— DATA SHOWN —
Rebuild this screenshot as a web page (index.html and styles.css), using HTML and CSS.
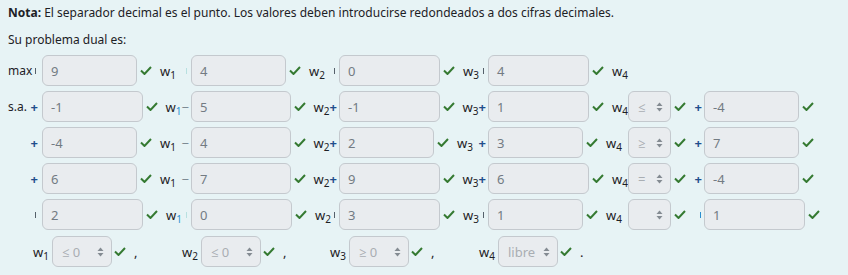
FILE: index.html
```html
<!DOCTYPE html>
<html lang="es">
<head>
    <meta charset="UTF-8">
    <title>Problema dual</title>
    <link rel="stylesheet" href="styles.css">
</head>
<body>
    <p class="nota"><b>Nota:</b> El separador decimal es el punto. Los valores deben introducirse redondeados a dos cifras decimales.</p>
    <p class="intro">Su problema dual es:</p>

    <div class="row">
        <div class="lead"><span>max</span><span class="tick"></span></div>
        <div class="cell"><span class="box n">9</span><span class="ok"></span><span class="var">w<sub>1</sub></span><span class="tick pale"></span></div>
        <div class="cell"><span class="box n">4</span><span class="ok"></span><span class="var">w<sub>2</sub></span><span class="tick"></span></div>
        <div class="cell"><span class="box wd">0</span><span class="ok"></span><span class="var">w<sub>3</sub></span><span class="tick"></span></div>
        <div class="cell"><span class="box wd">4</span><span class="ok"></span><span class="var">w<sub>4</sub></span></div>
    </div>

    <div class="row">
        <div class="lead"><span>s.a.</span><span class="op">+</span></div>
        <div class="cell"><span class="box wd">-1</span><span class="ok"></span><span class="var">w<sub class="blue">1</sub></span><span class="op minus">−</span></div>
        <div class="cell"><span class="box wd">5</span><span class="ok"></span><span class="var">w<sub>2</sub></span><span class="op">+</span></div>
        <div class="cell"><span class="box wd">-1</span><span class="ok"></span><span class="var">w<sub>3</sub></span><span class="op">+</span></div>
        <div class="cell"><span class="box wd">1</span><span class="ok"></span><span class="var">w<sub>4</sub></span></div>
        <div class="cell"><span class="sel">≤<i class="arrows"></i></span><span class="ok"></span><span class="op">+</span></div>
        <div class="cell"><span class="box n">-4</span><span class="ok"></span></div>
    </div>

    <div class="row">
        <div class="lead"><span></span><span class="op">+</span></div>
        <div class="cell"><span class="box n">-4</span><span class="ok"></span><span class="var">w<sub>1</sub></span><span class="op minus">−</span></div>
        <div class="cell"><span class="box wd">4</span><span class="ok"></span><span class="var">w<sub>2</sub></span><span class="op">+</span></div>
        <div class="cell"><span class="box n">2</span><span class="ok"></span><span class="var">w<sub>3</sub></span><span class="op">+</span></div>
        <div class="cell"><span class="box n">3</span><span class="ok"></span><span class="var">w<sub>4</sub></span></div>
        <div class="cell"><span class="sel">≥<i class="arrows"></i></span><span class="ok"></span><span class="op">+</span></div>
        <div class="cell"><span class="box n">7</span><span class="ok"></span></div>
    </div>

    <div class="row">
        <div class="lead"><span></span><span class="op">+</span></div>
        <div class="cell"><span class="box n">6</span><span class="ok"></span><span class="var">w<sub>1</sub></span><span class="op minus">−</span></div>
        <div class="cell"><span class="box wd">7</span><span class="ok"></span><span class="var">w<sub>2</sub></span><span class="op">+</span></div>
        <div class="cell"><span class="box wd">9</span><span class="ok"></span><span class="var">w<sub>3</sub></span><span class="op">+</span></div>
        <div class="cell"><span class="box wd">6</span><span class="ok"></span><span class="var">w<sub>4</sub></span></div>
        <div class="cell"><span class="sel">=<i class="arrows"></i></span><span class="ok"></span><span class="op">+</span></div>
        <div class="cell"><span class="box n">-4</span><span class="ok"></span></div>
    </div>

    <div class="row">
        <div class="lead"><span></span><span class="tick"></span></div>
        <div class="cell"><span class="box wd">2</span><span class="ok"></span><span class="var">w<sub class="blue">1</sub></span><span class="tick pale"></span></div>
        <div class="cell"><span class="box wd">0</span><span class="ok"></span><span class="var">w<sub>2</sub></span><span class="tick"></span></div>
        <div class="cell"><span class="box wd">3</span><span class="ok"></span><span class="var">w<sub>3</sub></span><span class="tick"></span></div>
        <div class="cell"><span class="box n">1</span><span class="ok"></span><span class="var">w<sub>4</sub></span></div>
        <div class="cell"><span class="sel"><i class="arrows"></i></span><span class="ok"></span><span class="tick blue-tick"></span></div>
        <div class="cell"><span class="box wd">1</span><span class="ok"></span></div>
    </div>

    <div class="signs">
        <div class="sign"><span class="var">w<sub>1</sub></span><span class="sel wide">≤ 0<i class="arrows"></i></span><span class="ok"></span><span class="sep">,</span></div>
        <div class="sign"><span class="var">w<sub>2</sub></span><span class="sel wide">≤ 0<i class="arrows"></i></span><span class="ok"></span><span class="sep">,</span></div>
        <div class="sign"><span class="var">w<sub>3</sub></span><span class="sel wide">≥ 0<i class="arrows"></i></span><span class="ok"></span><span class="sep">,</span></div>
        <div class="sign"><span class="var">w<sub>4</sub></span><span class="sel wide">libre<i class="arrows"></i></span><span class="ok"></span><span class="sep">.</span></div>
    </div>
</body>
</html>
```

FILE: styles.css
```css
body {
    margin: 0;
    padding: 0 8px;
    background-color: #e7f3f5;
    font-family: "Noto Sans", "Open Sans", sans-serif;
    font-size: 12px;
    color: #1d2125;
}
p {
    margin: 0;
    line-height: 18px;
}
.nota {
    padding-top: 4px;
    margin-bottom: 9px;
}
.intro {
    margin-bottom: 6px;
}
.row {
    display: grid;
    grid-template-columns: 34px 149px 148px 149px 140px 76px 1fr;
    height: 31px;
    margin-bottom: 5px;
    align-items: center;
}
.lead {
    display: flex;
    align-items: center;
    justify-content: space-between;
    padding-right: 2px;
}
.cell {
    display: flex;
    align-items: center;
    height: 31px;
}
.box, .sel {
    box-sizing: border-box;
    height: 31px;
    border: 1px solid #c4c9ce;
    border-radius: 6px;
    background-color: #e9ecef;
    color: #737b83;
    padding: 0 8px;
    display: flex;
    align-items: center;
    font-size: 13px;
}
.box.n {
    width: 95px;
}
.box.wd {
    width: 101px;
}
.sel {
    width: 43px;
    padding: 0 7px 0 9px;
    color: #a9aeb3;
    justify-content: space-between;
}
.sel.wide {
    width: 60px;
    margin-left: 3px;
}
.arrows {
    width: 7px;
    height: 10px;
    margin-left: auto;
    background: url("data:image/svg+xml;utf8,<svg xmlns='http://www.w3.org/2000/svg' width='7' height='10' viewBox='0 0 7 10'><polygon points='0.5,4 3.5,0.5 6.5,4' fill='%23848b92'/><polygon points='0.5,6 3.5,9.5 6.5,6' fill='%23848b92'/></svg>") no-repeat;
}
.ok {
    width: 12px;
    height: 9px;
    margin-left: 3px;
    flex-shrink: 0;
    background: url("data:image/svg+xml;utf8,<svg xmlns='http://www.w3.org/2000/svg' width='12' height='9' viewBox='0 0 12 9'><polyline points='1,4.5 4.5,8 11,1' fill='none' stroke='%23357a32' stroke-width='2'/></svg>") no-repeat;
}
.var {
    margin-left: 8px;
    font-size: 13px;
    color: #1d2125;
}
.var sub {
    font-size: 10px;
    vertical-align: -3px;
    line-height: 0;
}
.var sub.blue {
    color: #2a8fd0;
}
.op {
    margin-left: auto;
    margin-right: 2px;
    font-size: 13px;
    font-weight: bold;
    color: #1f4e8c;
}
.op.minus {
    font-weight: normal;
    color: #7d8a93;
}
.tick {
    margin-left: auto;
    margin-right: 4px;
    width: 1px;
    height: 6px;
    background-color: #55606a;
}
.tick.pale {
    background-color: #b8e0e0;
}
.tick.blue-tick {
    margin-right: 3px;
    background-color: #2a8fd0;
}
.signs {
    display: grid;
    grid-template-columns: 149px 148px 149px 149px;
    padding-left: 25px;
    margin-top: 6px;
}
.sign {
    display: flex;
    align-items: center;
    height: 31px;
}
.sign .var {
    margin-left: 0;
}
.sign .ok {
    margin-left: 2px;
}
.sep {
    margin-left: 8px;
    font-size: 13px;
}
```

— WHAT IS ASKED —
Copy out every line of the data that includes the word "index".

— RESULT —
Rebuild this screenshot as a web page (index.html and styles.css), using HTML and CSS.
FILE: index.html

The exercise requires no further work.